Mar 15, 2018

What is locus classicus? | Tobi Olatunbi

Locus classicus is the legal right or stand a person has to prosecute or be a witness in a matter.

Cases that supports these are: Rondel v Worsley(House of Lords)
Lord Reid, Lord  Morris of borth -Y- Gest.

Lord Pearce
Lord Upjohn
Lord Pearson. Nov. 22,1967.

Summary -In May 1959, the appellant was tried on charges of causing bodily harm to one M with intent to do so. He pleaded that the acts (which he did not deny) were justified. His defence was undertaken on a dock brief by the respondent a barrister- at- law but he was convicted and sentenced to imprisonment and his application for leave to appeal which included complaints against his counsel was refused.
Nearly six years later in February 1965, he issued a writ claiming damages for professional negligence against his Counsel,followed by a statement of claim drawn by himself which was in all respects defective and which the master ordered to be struck out . The appellant appealed from that order to a Judge in chambers who after hearing argument on behalf of the Official Solicitor as amicus curiae on the question "whether an action for negligence could lie against a barrister and after giving the appellant full opportunity to amend his Statement of Claim ,dismissed the action ,expressing the opinion that ,for reasons of public policy ,an advocate whether Barrister or Solicitor was immune from actions for negligence in and about the conduct of a client's case in court.

On appeal:
 Held, dismissing the appeal that a Barrister was immune from an action for negligence at the suit of a client in respect of his conduct and management of a case in court and the preliminary work connected therewith such as the drawing of pleadings . That immunity was not based on the absence of contract between barrister and client but on public policy and long usage in that (a) the administration of justice required that a barrister should be able to carry out his duty to the court fearlessly and independently;
(b) actions for negligence against barristers 1ould make the retrying of the original actions inevitable and so prolong litigation, contrary to the public interest; and

(c) a barrister was obliged to accept any client, however difficult who sought his services..

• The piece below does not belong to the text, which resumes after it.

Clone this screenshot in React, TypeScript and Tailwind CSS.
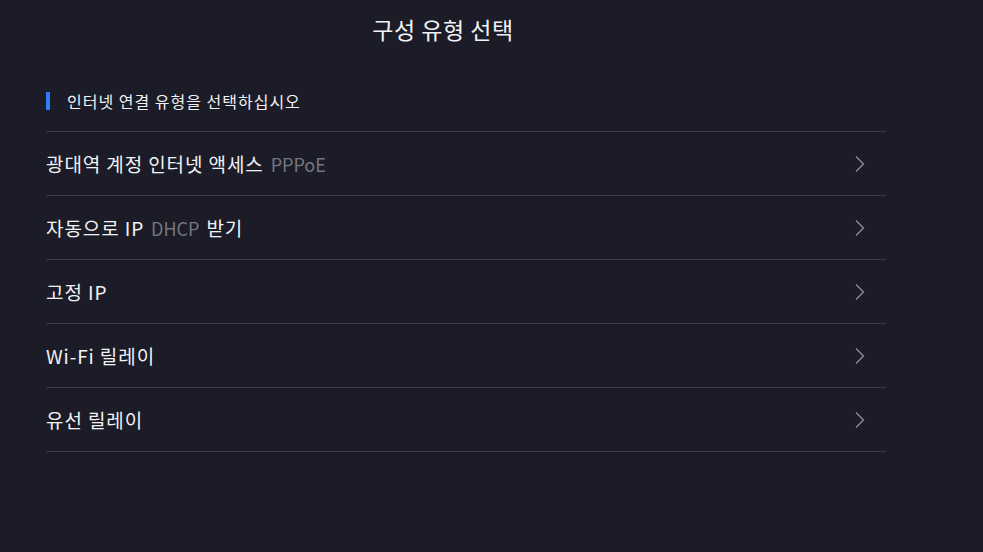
import React from "react";

const rows: { main: string; sub?: string; after?: string }[] = [
  { main: "광대역 계정 인터넷 액세스", sub: "PPPoE" },
  { main: "자동으로 IP", sub: "DHCP", after: "받기" },
  { main: "고정 IP" },
  { main: "Wi-Fi 릴레이" },
  { main: "유선 릴레이" },
];

function Chevron() {
  return (
    <svg width="12" height="18" viewBox="0 0 12 18" fill="none">
      <path d="M2 1.5 L9.5 9 L2 16.5" stroke="#8a8b93" strokeWidth="1.4" />
    </svg>
  );
}

export default function App() {
  return (
    <div
      className="w-full h-[552px] bg-[#1b1c27] text-[#f2f2f4] overflow-hidden"
      style={{ fontFamily: '"Noto Sans CJK KR", "Noto Sans", sans-serif' }}
    >
      <div className="w-[886px]">
        <div className="pt-[13px] h-[48px] text-center text-[23px] leading-[32px] tracking-[0.5px]">
          구성 유형 선택
        </div>
        <div className="pl-[46px]">
          <div className="flex items-center h-[83px] pt-[22px]">
            <div className="w-[4px] h-[18px] bg-[#2f7df5]" />
            <div className="ml-[17px] text-[16px] leading-[20px] tracking-[1px]">
              인터넷 연결 유형을 선택하십시오
            </div>
          </div>
          {rows.map((r) => (
            <div
              key={r.main}
              className="flex items-center justify-between h-[64px] border-t border-[#3a3b46]"
            >
              <div className="text-[19px] leading-[24px] flex items-baseline gap-[7px]">
                <span className="tracking-[0.9px]">{r.main}</span>
                {r.sub && <span className="text-[18px] text-[#75767e]">{r.sub}</span>}
                {r.after && <span className="tracking-[0.9px]">{r.after}</span>}
              </div>
              <div className="mr-[20px] flex items-center">
                <Chevron />
              </div>
            </div>
          ))}
          <div className="border-t border-[#3a3b46]" />
        </div>
      </div>
    </div>
  );
}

LORD REID: Had this to say :My Lords,in 1959 the appellant was charged at the central criminal court with causing grievous bodily harm to one Manning. He was not given legal aid but after the case had proceeded for sometimes, he was informed  that he could have a "dock brief ". He chose the respondent His counsel and in accordance with his duty as a barrister ,the respondent agreed to act for him. During an adjournment he gave to the respondent his account of the affair. The respondent then cross- examined the Crown witnesses and called the appellant and another witness. The appellant was convicted and it is plain that he had no real defence but he was much aggrieved by evidence that he had used a knife;he wanted to establish that he had inflicted Manning's injuries with his hands alone or by biting and apparently, the respondent did not ask all the questions or lead all the evidence he had suggested.
In February 1965,the appellant raised the present action -His original statement of clam ,apparently prepared by himself was barely intelligible. In April,the respondent sought an order that the statement of claim be struck out as disclosing no cause of action and also as being irregular. In May,the master ordered that the statement of claim be struck out and the action dismissed. The appellant appealed and Browne J. asked the official Solicitor to instruct Counsel to act as amicus curiae.

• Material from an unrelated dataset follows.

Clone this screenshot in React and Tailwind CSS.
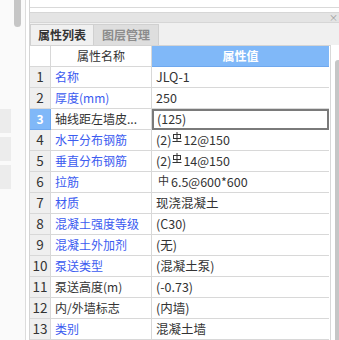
import React from "react";

const rows = [
  { no: 1, name: "名称", blue: true, value: "JLQ-1" },
  { no: 2, name: "厚度(mm)", blue: true, value: "250" },
  { no: 3, name: "轴线距左墙皮...", blue: false, value: "(125)", active: true },
  { no: 4, name: "水平分布钢筋", blue: true, value: ["(2)", "rebar", "12@150"] },
  { no: 5, name: "垂直分布钢筋", blue: true, value: ["(2)", "rebar", "14@150"] },
  { no: 6, name: "拉筋", blue: true, value: ["hpb", "6.5@600*600"] },
  { no: 7, name: "材质", blue: true, value: "现浇混凝土" },
  { no: 8, name: "混凝土强度等级", blue: true, value: "(C30)" },
  { no: 9, name: "混凝土外加剂", blue: true, value: "(无)" },
  { no: 10, name: "泵送类型", blue: true, value: "(混凝土泵)" },
  { no: 11, name: "泵送高度(m)", blue: false, value: "(-0.73)" },
  { no: 12, name: "内/外墙标志", blue: false, value: "(内墙)" },
  { no: 13, name: "类别", blue: true, value: "混凝土墙" },
];

function Rebar() {
  return (
    <svg width="10" height="11" viewBox="0 0 10 11" className="inline-block mx-[1px] -translate-y-[3px]">
      <rect x="1.5" y="2.5" width="7" height="4" fill="none" stroke="#333" strokeWidth="1" />
      <path d="M5 0 V9 M0.5 9.5 H9.5" stroke="#333" strokeWidth="1" fill="none" />
    </svg>
  );
}

function Value({ value }) {
  if (typeof value === "string") return <span>{value}</span>;
  return (
    <span className="flex items-center">
      {value.map((part, i) => {
        if (part === "rebar") return <Rebar key={i} />;
        if (part === "hpb")
          return (
            <span key={i} className="text-[11px] mx-[2px] -translate-y-[2px] inline-block">
              中
            </span>
          );
        return <span key={i}>{part}</span>;
      })}
    </span>
  );
}

export default function App() {
  return (
    <div
      className="w-[339px] h-[340px] flex bg-white overflow-hidden text-[#333]"
      style={{ fontFamily: '"Noto Sans CJK SC", "Noto Sans", sans-serif' }}
    >
      {/* left strip */}
      <div className="w-[26px] shrink-0 bg-[#fafafa] border-r border-[#dcdcdc] flex flex-col">
        <div className="ml-[14px] w-[7px] h-[27px] bg-[#c6c6c6] rounded-b-full" />
        <div className="mt-[82px] flex flex-col gap-[4px]">
          <div className="w-[11px] h-[24px] bg-[#ececec]" />
          <div className="w-[11px] h-[24px] bg-[#ececec]" />
          <div className="w-[11px] h-[24px] bg-[#ececec]" />
        </div>
      </div>
      <div className="w-[4px] shrink-0 bg-white border-r border-[#d4d4d4]" />

      {/* main panel */}
      <div className="flex-1 flex flex-col">
        <div className="h-[8px] border-b border-[#d9d9d9] bg-white" />
        <div className="h-[4px] bg-white" />
        <div className="h-[11px] bg-[#e4e4e4] border-y border-[#d6d6d6] flex justify-end items-center pr-[1px] text-[9px] leading-none text-[#999]">
          ×
        </div>
        <div className="h-[23px] bg-[#f0f0f0] flex items-end">
          <div className="w-[64px] h-[21px] bg-[#f0f0f0] border border-b-0 border-[#d0d0d0] flex items-center justify-center text-[12px] font-bold text-[#333]">
            属性列表
          </div>
          <div className="w-[65px] h-[21px] bg-[#dedede] border-t border-r border-[#d0d0d0] flex items-center justify-center text-[12px] font-bold text-[#8c8c8c]">
            图层管理
          </div>
        </div>

        <div className="flex flex-1">
          <div className="w-[300px] shrink-0 border-t border-[#d4d4d4]">
            <div className="grid grid-cols-[21px_101px_177px] h-[21px] text-[12px]">
              <div className="bg-white border-r border-b border-[#d8d8d8]" />
              <div className="bg-white border-r border-b border-[#d8d8d8] flex items-center justify-center">
                属性名称
              </div>
              <div className="bg-[#80b8f8] border-b border-[#6fa8ee] flex items-center justify-center text-white font-bold">
                属性值
              </div>
            </div>
            {rows.map((r) => (
              <div key={r.no} className="grid grid-cols-[21px_101px_177px] h-[21px] leading-none">
                <div
                  className={
                    r.active
                      ? "bg-[#80b8f8] text-white font-bold border-r border-b border-[#6fa8ee] flex items-center justify-center text-[12px]"
                      : "bg-[#efefef] border-r border-b border-[#d8d8d8] flex items-center justify-center text-[13.5px]"
                  }
                >
                  {r.no}
                </div>
                <div
                  className={`border-r border-b border-[#d8d8d8] flex items-center pl-[4px] whitespace-nowrap text-[12px] ${
                    r.blue ? "text-[#3b5bf0]" : "text-[#333]"
                  }`}
                >
                  {r.name}
                </div>
                <div
                  className={
                    r.active
                      ? "border-2 border-[#7a7a7a] flex items-center pl-[3px] whitespace-nowrap text-[12.5px]"
                      : "border-b border-[#d8d8d8] flex items-center pl-[4px] whitespace-nowrap text-[12.5px]"
                  }
                >
                  <Value value={r.value} />
                </div>
              </div>
            ))}
          </div>
          <div className="w-[1px] shrink-0 bg-[#d8d8d8]" />
          <div className="flex-1 flex justify-end pt-[15px]">
            <div className="w-[4px] h-full bg-[#c6c6c6] rounded-tl-[3px]" />
          </div>
        </div>
      </div>
    </div>
  );
}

In November 1965,Lawton J. heard argument for five days on the question whether the statement of claim disclosed any cause of action and held that it did not because a barrister cannot be sued by his client for negligence or lack of skill in presenting his client's case in court. I shall not deal with attempts to improve the statement of claim by amendment. And I shall not deal with the facts beyond saying that possibly a case could be made out to the effect that the respondent made some error of judgment -I am not in a position to express an opinion about that -but there is nothing in the facts before us to indicate any professional negligence or lack of skill on his part, and nothing to indicate that the appellant would have been any better off if the respondent had acted differently.

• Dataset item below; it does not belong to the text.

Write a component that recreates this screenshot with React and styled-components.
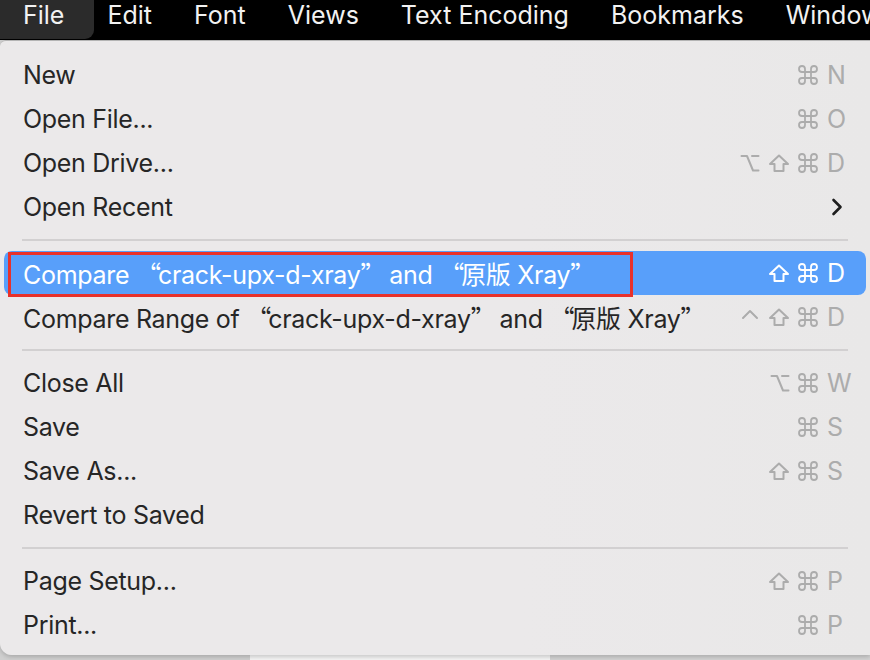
import React from "react";
import styled, { createGlobalStyle } from "styled-components";

const GlobalStyle = createGlobalStyle`
  html, body {
    margin: 0;
    padding: 0;
    background: #d4d4d4;
  }
  body {
    width: 870px;
    height: 660px;
    overflow: hidden;
    font-family: Inter, "Noto Sans CJK SC", "Liberation Sans", sans-serif;
  }
`;

const Screen = styled.div`
  display: flex;
  flex-direction: column;
  width: 870px;
  height: 660px;
  background: linear-gradient(to right, #cfcfcf 0 250px, #f4f4f4 250px 550px, #d2d2d2 550px);
`;

const MenuBar = styled.div`
  display: flex;
  align-items: stretch;
  height: 40px;
  background: #000;
  flex-shrink: 0;
  overflow: hidden;
`;

const MenuTitle = styled.div`
  display: flex;
  align-items: center;
  padding: ${({ active }) => (active ? "0 30px 10px 23px" : "0 21px 10px")};
  margin-right: ${({ active }) => (active ? "-8px" : "0")};
  background: ${({ active }) => (active ? "#2b2b2b" : "transparent")};
  border-radius: 0 0 9px 0;
  color: #f2f2f2;
  font-size: 25px;
  font-weight: 400;
  white-space: nowrap;
  height: 39px;
  box-sizing: border-box;
`;

const Dropdown = styled.div`
  display: flex;
  flex-direction: column;
  height: 615px;
  padding: 12px 0 8px;
  box-sizing: border-box;
  background: linear-gradient(to right, #ebe9ea, #ebe9ea 60%, #e9e8e8);
  border-top: 1px solid #b4b4b4;
  border-radius: 6px 0 0 12px;
  box-shadow: 0 2px 4px rgba(0, 0, 0, 0.18);
`;

const Row = styled.div`
  position: relative;
  display: flex;
  align-items: center;
  justify-content: space-between;
  height: 44px;
  margin: 0 4px;
  padding: 0 17px 0 19px;
  border-radius: 8px;
  background: ${({ highlighted }) => (highlighted ? "#589ffa" : "transparent")};
  color: ${({ highlighted }) => (highlighted ? "#ffffff" : "#262626")};
  font-size: 25px;
  white-space: nowrap;
`;

const Label = styled.span`
  letter-spacing: -0.3px;
`;

// curly quotes are set full-width, as the CJK system font does
const Quote = styled.span`
  font-family: "Noto Sans CJK SC", sans-serif;
  letter-spacing: -3px;
`;

const Separator = styled.div`
  display: flex;
  align-items: center;
  height: 22px;
  padding: 0 22px;

  &::after {
    content: "";
    flex: 1;
    height: 2px;
    background: #d2d0d1;
  }
`;

const Shortcut = styled.div`
  display: flex;
  align-items: center;
  gap: 8px;
  color: ${({ highlighted }) => (highlighted ? "#ffffff" : "#acacac")};
`;

const Key = styled.span`
  width: 22px;
  margin-left: 1px;
  text-align: left;
`;

const Glyph = styled.svg`
  display: block;
  width: ${({ w }) => w || 20}px;
  height: 20px;
  fill: none;
  stroke: currentColor;
  stroke-width: 2;
  stroke-linecap: round;
  stroke-linejoin: round;
`;

const Chevron = styled.svg`
  display: block;
  width: 12px;
  height: 18px;
  margin-right: 6px;
  fill: none;
  stroke: #1e1e1e;
  stroke-width: 2.6;
  stroke-linecap: round;
  stroke-linejoin: round;
`;

const Annotation = styled.div`
  position: absolute;
  left: 4px;
  top: 1px;
  width: 625px;
  height: 45px;
  box-sizing: border-box;
  border: 3px solid #e8312b;
  pointer-events: none;
`;

const glyphs = {
  cmd: (
    <Glyph viewBox="2 2 20 20" style={{ strokeWidth: 1.8 }}>
      <path d="M15 6v12a3 3 0 1 0 3-3H6a3 3 0 1 0 3 3V6a3 3 0 1 0-3 3h12a3 3 0 1 0-3-3" />
    </Glyph>
  ),
  shift: (
    <Glyph viewBox="0 0 22 20" w={22}>
      <path d="M11 2.5 L20 11 H15.5 V18 H6.5 V11 H2 Z" />
    </Glyph>
  ),
  opt: (
    <Glyph viewBox="0 0 20 20">
      <path d="M1.5 3 H7 L13 17.5 H18.5" />
      <path d="M12 3 H18.5" />
    </Glyph>
  ),
  ctrl: (
    <Glyph viewBox="0 0 20 20">
      <path d="M3 11 L10 4 L17 11" />
    </Glyph>
  ),
};

const menuTitles = ["File", "Edit", "Font", "Views", "Text Encoding", "Bookmarks", "Window"];

const items = [
  { label: "New", mods: ["cmd"], key: "N" },
  { label: "Open File...", mods: ["cmd"], key: "O" },
  { label: "Open Drive...", mods: ["opt", "shift", "cmd"], key: "D" },
  { label: "Open Recent", submenu: true },
  "sep",
  {
    label: "Compare “crack-upx-d-xray” and “原版 Xray”",
    mods: ["shift", "cmd"],
    key: "D",
    highlighted: true,
  },
  {
    label: "Compare Range of “crack-upx-d-xray” and “原版 Xray”",
    mods: ["ctrl", "shift", "cmd"],
    key: "D",
  },
  "sep",
  { label: "Close All", mods: ["opt", "cmd"], key: "W" },
  { label: "Save", mods: ["cmd"], key: "S" },
  { label: "Save As...", mods: ["shift", "cmd"], key: "S" },
  { label: "Revert to Saved" },
  "sep",
  { label: "Page Setup...", mods: ["shift", "cmd"], key: "P" },
  { label: "Print...", mods: ["cmd"], key: "P" },
];

const renderLabel = (text) =>
  text.split(/([“”])/).map((part, i) =>
    part === "“" || part === "”" ? <Quote key={i}>{part}</Quote> : part
  );

const MenuItem = ({ item }) => (
  <Row highlighted={item.highlighted}>
    <Label>{renderLabel(item.label)}</Label>
    {item.key && (
      <Shortcut highlighted={item.highlighted}>
        {item.mods.map((m) => (
          <React.Fragment key={m}>{glyphs[m]}</React.Fragment>
        ))}
        <Key>{item.key}</Key>
      </Shortcut>
    )}
    {item.submenu && (
      <Chevron viewBox="0 0 12 18">
        <path d="M2.5 2 L9.5 9 L2.5 16" />
      </Chevron>
    )}
    {item.highlighted && <Annotation />}
  </Row>
);

export default function App() {
  return (
    <>
      <GlobalStyle />
      <Screen>
        <MenuBar>
          {menuTitles.map((t, i) => (
            <MenuTitle key={t} active={i === 0}>
              {t}
            </MenuTitle>
          ))}
        </MenuBar>
        <Dropdown>
          {items.map((item, i) =>
            item === "sep" ? <Separator key={i} /> : <MenuItem key={i} item={item} />
          )}
        </Dropdown>
      </Screen>
    </>
  );
}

Leave to appeal was given and the Court of Appeal (Lord Denning M.R and Danckwerts & Salmon L.J J) on Oct 20,1966 dismissed the appeal. Salmon L.J said ,I think justly that the appellant's claim was clearly as devoid of merit as it was of any prospect of success, but in view of the importance of the question of law involved this House gave leave to the appellant to appeal.

The argument before your Lordships has been directed to the general question of barristers' liability and has ranged widely. For the appellant it was said that all other professional men, including Solicitors are liable to be sued for damages if loss is caused to their clients by their lack of professional skill or by their failure to exercise due care, so why should not barristers be under the same liability. For the respondent it has been shown that for at least two hundred years no judge or text writer has questioned the fact that barristers cannot be so sued and a variety of reasons have been adduced why the present position should continue.